§ **What is asked**
Figure out how many lines of the material below contain the word "full". Answer with the number only.

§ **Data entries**
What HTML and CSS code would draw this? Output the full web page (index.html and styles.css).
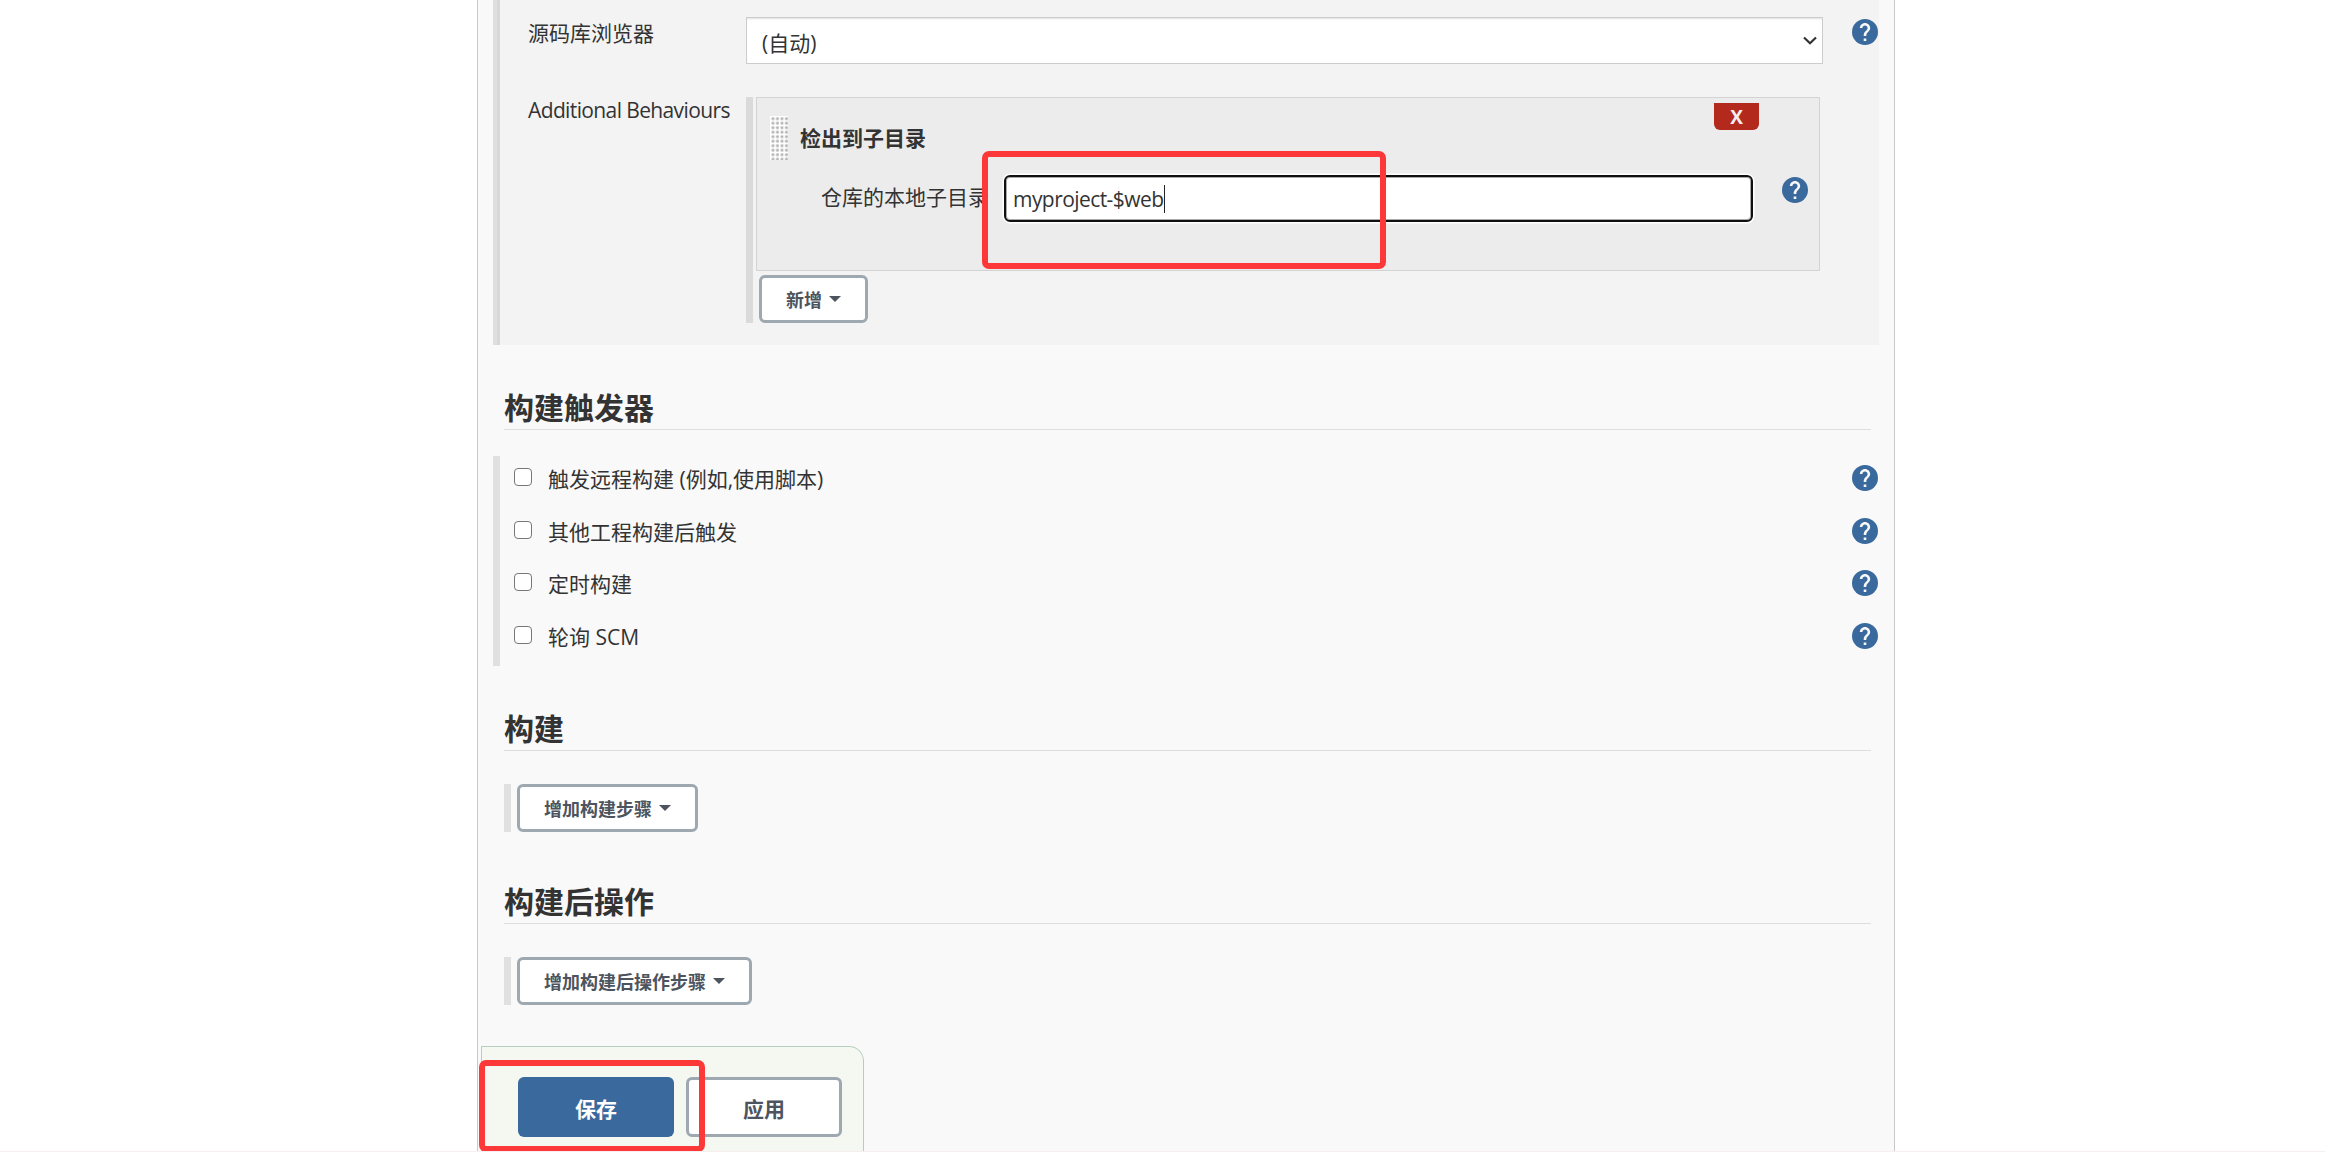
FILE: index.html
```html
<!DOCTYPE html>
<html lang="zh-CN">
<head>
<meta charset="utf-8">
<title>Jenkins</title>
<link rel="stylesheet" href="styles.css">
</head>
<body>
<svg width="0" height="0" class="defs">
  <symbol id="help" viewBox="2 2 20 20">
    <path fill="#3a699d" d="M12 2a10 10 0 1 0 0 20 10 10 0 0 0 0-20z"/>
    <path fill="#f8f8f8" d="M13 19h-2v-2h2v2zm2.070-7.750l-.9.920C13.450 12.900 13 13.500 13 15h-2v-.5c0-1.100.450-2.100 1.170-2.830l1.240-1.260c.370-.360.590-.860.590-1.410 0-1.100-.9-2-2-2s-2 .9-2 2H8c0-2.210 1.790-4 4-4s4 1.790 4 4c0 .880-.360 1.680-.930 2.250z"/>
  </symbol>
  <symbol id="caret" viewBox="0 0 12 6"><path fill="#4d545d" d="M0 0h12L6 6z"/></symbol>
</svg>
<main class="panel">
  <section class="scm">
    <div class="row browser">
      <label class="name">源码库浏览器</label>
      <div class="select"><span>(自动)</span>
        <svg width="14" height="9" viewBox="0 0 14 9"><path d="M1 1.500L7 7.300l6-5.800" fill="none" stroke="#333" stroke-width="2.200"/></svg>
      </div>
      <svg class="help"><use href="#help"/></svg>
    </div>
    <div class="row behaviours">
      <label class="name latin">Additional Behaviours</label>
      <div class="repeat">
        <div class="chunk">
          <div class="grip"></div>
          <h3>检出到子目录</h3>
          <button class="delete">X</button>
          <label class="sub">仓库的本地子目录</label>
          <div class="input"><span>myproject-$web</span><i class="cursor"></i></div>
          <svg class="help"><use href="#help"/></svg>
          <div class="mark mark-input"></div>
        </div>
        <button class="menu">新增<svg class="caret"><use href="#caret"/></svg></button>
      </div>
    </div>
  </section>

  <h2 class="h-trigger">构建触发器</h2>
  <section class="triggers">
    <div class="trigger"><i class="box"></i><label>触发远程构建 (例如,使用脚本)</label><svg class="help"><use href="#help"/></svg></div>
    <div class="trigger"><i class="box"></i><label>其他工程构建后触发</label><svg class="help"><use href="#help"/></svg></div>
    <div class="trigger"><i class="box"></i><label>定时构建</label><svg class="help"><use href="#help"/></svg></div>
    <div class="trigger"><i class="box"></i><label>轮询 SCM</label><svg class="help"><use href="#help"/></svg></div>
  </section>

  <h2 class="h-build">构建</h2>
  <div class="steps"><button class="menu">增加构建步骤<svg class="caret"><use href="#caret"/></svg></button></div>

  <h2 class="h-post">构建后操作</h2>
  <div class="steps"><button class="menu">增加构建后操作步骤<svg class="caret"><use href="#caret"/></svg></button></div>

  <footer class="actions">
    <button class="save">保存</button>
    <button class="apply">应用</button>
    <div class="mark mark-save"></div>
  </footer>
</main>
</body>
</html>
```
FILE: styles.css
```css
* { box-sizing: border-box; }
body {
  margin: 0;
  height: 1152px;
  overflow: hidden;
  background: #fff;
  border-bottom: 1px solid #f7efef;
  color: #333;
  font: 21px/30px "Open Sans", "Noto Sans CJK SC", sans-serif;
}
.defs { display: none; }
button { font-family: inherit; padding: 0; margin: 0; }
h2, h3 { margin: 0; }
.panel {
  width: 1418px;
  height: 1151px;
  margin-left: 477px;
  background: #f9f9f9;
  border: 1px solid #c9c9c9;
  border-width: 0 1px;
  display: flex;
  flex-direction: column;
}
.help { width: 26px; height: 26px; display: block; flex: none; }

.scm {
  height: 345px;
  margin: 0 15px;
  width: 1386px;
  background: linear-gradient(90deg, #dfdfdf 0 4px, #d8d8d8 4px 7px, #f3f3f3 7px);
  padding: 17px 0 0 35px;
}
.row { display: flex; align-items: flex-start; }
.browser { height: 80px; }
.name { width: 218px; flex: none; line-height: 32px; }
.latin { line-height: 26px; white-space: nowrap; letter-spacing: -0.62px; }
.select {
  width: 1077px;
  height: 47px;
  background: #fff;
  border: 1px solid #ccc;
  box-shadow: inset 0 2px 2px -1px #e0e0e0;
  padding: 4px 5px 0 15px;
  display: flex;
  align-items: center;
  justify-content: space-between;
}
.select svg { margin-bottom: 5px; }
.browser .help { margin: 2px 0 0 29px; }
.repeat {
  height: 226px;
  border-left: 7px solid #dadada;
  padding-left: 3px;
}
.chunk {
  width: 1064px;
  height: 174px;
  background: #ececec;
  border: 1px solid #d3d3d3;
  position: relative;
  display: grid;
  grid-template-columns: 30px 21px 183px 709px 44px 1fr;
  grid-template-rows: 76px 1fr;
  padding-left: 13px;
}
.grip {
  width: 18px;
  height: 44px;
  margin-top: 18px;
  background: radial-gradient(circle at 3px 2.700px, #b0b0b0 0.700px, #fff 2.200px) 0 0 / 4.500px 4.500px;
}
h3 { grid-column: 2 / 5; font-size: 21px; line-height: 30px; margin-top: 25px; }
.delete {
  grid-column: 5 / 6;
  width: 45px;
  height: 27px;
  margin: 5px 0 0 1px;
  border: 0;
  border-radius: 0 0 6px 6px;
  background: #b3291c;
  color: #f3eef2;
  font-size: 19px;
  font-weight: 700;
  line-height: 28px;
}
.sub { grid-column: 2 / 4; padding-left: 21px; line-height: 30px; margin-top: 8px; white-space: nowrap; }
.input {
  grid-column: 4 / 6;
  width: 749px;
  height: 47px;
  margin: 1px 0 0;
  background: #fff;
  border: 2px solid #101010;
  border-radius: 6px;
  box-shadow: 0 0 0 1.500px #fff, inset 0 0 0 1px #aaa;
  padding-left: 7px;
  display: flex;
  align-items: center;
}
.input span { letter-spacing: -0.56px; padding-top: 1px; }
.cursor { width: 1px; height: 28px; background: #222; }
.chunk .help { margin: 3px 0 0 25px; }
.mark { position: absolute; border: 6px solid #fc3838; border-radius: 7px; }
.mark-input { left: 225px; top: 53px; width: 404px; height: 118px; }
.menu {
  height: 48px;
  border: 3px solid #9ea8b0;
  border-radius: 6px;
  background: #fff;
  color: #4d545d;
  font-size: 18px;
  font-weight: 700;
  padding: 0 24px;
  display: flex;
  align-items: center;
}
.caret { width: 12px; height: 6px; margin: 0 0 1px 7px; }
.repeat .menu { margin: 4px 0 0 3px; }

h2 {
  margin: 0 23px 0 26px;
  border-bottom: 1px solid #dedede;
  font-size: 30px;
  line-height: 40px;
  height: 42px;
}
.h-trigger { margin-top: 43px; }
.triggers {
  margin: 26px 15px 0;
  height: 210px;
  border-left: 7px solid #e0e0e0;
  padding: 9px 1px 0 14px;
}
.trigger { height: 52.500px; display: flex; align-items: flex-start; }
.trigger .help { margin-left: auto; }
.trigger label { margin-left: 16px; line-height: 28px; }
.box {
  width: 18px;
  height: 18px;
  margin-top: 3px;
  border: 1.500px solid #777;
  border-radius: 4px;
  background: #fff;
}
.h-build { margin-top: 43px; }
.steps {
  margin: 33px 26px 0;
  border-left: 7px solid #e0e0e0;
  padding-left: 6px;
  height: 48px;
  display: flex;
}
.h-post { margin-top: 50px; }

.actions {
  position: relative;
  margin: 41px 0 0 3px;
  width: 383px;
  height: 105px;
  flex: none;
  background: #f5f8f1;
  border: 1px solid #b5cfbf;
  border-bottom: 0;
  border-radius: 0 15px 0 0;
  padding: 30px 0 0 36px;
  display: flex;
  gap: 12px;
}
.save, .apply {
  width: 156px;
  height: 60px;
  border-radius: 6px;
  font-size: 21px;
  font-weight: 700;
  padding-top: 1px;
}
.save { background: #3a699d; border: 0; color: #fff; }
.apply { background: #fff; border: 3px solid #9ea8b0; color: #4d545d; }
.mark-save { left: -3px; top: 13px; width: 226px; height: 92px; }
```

---

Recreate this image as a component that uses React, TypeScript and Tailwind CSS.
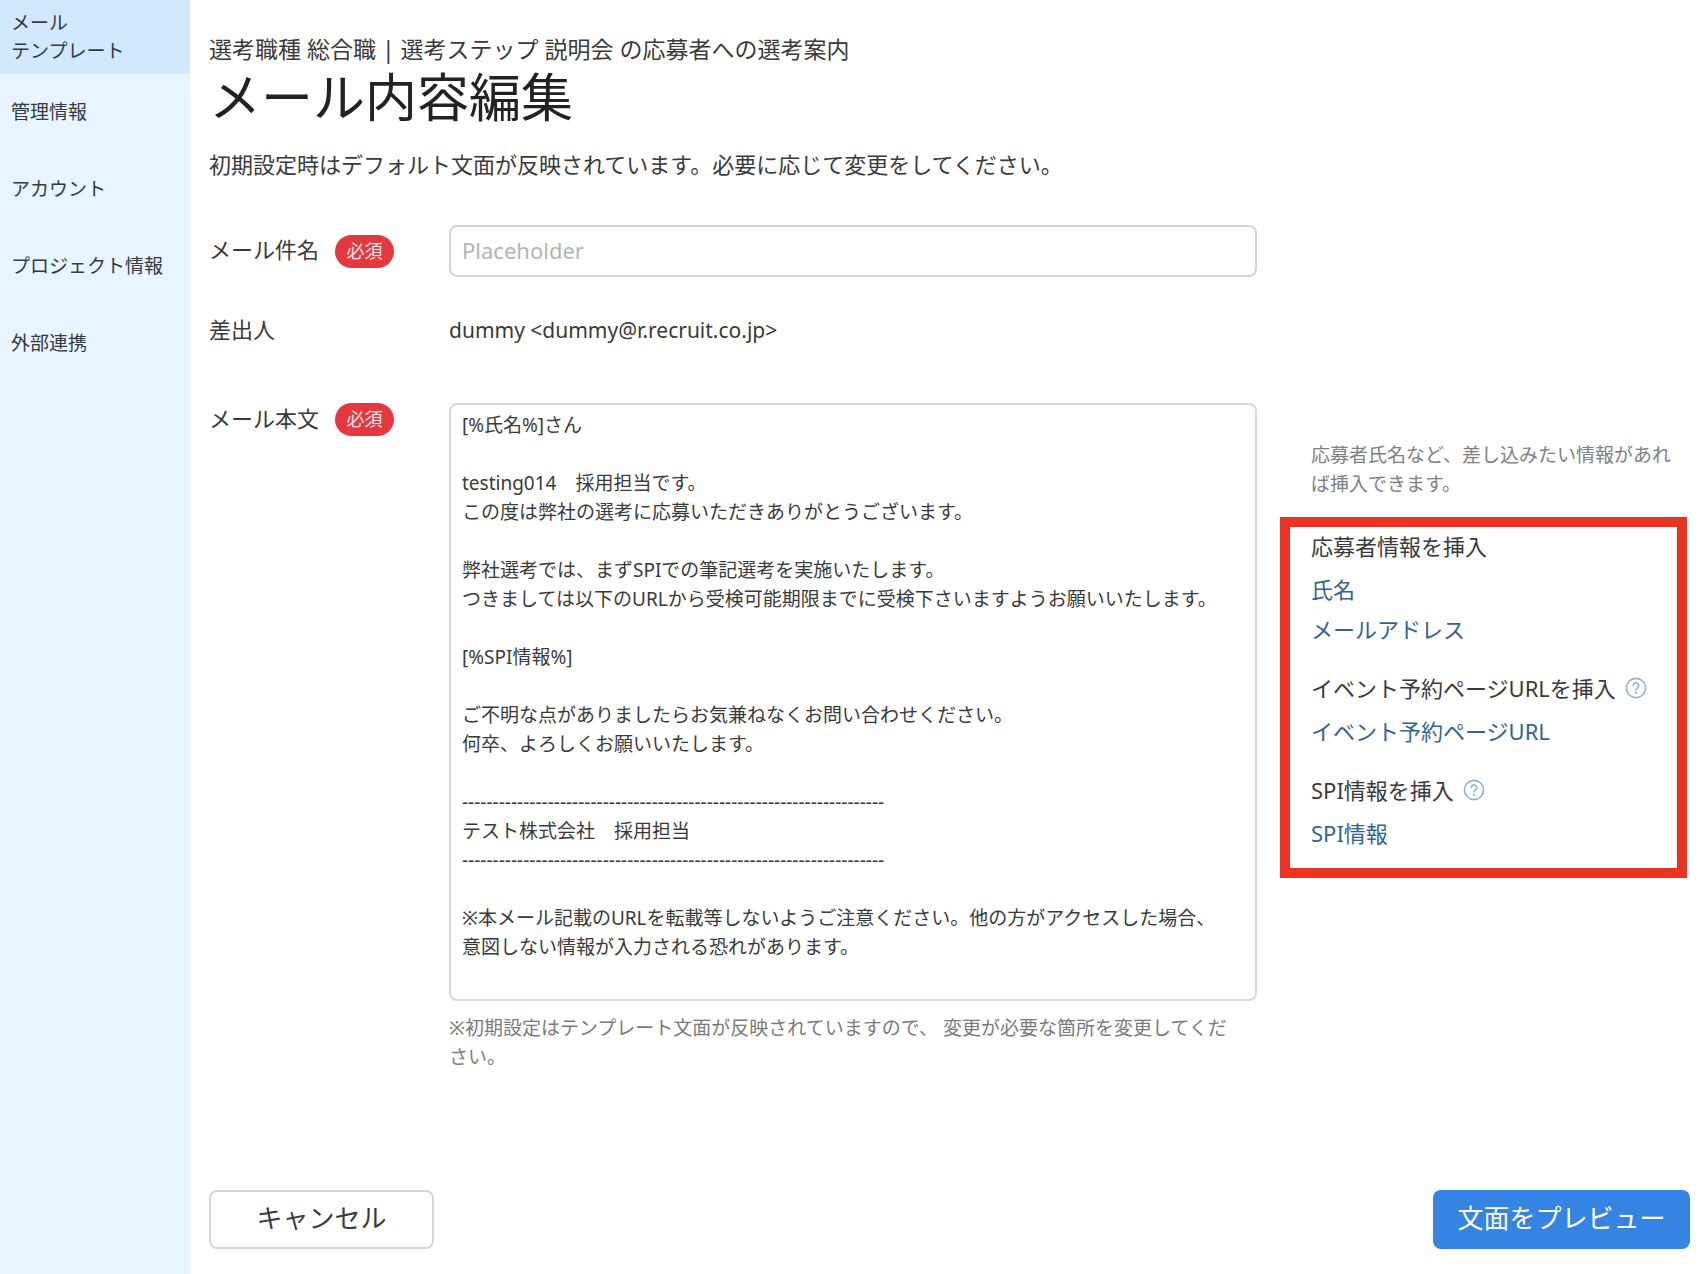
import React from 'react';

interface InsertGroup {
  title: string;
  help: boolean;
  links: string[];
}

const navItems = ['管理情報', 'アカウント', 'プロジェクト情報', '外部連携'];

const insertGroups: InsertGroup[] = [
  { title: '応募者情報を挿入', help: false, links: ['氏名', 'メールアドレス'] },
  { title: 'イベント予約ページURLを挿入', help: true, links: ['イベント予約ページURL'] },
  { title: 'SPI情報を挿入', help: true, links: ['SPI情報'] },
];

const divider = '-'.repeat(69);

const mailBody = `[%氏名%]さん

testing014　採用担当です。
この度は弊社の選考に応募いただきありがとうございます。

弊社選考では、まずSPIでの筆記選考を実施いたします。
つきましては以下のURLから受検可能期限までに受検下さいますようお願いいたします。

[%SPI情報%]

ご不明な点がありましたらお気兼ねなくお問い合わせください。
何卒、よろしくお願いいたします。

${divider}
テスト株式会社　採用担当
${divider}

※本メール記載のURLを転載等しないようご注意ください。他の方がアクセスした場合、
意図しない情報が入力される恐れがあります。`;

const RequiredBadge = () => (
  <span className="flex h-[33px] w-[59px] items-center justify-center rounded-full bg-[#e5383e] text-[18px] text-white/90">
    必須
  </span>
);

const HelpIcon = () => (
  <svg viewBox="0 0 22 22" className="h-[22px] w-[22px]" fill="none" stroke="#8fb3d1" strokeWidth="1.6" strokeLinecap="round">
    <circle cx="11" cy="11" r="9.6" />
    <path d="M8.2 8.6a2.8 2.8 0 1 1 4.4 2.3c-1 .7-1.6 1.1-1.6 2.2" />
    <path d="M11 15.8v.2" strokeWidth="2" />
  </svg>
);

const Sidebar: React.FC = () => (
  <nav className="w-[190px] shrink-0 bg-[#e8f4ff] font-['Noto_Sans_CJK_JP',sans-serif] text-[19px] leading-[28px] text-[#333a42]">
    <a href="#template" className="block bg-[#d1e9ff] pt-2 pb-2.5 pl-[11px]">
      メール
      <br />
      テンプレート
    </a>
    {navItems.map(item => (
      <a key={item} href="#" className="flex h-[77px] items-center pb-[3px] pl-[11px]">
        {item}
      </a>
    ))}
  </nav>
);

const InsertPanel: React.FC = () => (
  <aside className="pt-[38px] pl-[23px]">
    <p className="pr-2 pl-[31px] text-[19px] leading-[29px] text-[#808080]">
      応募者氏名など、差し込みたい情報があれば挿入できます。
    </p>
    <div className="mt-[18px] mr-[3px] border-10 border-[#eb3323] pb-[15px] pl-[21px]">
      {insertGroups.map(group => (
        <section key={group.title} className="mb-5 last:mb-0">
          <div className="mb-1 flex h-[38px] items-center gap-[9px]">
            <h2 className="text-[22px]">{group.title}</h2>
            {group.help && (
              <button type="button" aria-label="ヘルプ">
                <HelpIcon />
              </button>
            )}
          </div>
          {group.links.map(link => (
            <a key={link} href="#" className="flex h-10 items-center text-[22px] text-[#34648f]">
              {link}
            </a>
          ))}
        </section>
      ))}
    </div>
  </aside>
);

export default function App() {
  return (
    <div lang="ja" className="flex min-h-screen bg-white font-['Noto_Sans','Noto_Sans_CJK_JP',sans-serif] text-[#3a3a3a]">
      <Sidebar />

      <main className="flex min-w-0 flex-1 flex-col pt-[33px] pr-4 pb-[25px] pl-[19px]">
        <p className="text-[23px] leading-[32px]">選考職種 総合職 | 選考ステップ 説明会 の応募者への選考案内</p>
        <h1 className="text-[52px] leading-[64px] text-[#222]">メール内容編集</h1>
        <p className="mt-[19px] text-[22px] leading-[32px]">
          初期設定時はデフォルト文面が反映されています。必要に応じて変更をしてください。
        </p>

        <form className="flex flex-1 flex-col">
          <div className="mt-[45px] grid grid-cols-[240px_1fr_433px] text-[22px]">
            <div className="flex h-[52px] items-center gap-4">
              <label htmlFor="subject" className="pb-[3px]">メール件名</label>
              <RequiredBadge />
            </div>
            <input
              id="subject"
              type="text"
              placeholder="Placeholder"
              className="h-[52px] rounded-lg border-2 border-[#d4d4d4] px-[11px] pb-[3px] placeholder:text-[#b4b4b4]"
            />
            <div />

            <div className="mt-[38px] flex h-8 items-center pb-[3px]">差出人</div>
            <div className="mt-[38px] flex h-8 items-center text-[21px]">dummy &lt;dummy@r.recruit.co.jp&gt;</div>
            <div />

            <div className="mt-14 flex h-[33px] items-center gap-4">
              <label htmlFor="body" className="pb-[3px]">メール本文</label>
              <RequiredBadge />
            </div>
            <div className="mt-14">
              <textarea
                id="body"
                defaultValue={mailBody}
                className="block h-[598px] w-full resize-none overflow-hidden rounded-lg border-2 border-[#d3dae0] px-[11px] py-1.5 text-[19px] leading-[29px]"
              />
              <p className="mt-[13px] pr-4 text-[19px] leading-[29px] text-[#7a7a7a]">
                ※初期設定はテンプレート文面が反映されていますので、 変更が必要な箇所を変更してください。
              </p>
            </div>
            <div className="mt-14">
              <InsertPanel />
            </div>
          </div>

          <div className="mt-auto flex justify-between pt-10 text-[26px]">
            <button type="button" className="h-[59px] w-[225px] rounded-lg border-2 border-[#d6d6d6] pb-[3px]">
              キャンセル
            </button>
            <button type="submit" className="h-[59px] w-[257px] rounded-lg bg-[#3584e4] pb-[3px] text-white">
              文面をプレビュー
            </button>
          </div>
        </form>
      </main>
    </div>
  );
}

§ **Exercise response**
3